Beyond hampering research, the import alert and the possible implications for economic institutions has made it harder for those in the kratom industry to do business in the United States. According to Haddow, there are instances where “credit processors reject payments because of the FDA’s position” and those complications have kept reputable producers and retailers out of the market.
Those economic roadblocks have also become international. In the areas where kratom is produced in the highest volumes, the FDA’s position has affected the global supply chain of kratom, and hurt producers abroad. As kratom is caught in the crossfire of federal policy, Haddow said he’s had discussions with leadership in countries such as Indonesia, who are “very concerned” about the effect the FDA’s approach is having on local, working people.
“You have trade and industry growth stunted because of the bans–200,000 poor Indonesian families, who rely on kratom for their livelihood, suffer from the import alerts imposed by the FDA,” Haddow said.
As could be expected with any issue around the legality of a substance, the FDA’s position has also had ripples in the legal world, oftentimes in ways that seem overly harsh for a substance that is federally legal. Haddow said kratom usage has even been used to call an individual's character into question in a legal sense.
“We’ve helped with numerous child custody cases where the spouse blames kratom use by the other spouse as a basis for interfering with custodial rights,” he said. “That’s not right, that’s unfair because it’s not based on good science.
The restrictive approach by the FDA, and prohibition conditions they’ve inspired, have even led to one man’s death.

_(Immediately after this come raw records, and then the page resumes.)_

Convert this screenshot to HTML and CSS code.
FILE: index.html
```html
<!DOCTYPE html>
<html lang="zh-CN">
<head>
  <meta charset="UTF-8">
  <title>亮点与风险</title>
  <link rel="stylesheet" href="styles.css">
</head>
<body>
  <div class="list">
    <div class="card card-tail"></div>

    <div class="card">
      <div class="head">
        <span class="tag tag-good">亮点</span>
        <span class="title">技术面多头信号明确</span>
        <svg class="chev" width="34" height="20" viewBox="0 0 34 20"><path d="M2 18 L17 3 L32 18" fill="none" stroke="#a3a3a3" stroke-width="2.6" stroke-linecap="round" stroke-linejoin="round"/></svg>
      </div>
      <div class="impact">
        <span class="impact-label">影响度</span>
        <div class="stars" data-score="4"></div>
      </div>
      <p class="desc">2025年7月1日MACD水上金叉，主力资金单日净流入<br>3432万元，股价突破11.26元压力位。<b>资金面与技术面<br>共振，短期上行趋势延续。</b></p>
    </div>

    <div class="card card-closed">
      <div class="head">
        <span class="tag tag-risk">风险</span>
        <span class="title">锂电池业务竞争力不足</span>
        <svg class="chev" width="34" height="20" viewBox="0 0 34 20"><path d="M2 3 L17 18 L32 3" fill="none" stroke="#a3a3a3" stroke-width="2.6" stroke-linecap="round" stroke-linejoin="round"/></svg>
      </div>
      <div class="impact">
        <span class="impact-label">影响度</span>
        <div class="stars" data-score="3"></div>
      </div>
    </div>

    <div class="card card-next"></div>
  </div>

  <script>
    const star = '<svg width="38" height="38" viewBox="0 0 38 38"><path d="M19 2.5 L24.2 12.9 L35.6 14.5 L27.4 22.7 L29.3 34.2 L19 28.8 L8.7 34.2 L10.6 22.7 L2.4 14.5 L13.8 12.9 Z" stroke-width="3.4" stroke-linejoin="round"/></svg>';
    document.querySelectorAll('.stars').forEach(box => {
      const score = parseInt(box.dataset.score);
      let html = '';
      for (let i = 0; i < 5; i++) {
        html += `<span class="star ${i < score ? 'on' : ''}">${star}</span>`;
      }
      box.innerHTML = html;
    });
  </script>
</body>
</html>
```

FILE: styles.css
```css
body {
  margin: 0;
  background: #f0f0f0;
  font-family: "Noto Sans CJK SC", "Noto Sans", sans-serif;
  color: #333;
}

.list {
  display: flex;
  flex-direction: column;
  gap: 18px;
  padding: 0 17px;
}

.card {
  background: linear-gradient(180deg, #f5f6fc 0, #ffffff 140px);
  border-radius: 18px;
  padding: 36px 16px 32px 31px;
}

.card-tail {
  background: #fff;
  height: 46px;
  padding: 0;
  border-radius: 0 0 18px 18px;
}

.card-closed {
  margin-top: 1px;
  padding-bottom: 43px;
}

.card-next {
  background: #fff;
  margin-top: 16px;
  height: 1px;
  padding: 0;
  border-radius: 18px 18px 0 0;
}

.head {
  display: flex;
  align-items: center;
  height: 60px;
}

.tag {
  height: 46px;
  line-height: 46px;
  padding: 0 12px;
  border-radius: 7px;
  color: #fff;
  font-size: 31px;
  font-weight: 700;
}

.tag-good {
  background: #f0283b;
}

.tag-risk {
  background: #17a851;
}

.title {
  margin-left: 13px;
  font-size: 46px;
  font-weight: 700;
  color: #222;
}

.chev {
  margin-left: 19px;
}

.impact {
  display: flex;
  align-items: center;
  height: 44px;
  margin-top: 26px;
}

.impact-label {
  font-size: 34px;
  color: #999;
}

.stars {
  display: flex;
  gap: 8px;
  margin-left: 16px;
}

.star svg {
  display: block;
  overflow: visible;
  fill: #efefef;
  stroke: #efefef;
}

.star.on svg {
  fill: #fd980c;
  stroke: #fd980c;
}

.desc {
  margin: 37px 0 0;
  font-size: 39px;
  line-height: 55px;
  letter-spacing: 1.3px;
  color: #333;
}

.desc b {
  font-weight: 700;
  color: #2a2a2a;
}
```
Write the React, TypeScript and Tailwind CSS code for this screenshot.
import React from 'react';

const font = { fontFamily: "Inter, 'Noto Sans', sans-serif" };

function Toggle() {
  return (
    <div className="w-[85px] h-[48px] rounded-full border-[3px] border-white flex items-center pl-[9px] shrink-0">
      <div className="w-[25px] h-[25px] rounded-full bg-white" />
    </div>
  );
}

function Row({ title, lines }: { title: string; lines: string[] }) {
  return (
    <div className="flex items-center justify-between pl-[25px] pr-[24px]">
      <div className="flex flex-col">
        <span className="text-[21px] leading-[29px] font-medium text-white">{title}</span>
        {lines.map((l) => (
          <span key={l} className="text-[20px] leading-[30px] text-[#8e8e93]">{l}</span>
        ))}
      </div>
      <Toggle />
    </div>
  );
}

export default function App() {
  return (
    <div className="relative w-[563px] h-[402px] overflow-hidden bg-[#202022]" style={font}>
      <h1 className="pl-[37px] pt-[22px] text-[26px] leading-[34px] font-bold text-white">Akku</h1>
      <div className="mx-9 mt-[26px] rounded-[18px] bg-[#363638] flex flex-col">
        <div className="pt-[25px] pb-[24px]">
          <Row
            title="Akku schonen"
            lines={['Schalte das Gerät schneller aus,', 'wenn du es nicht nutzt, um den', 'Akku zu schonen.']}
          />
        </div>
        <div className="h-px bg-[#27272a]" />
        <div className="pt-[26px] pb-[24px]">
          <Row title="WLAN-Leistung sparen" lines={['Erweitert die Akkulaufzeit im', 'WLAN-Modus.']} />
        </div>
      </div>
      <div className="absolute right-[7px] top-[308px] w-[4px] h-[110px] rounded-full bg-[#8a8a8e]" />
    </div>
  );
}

Marshall Ray Price, according to Haddow, had “nothing more than kratom he had purchased legally in the state of Missouri, that he had transported across state lines and was using it for his own use,” and was arrested following a traffic stop in his home state of Arkansas. Despite the DEA’s failed attempt, Arkansas successfully scheduled kratom in 2015, making it a crime to possess or sell the substance.
Despite the claims of personal use, Price was sentenced to 10 years in prison for drug trafficking in the case, and died in custody less than a month later. State authorities have announced an “ongoing criminal investigation” into the death.
“There is no reason for that,” Haddow said, “other than the FDA had misled Arkansas on passing that ban.”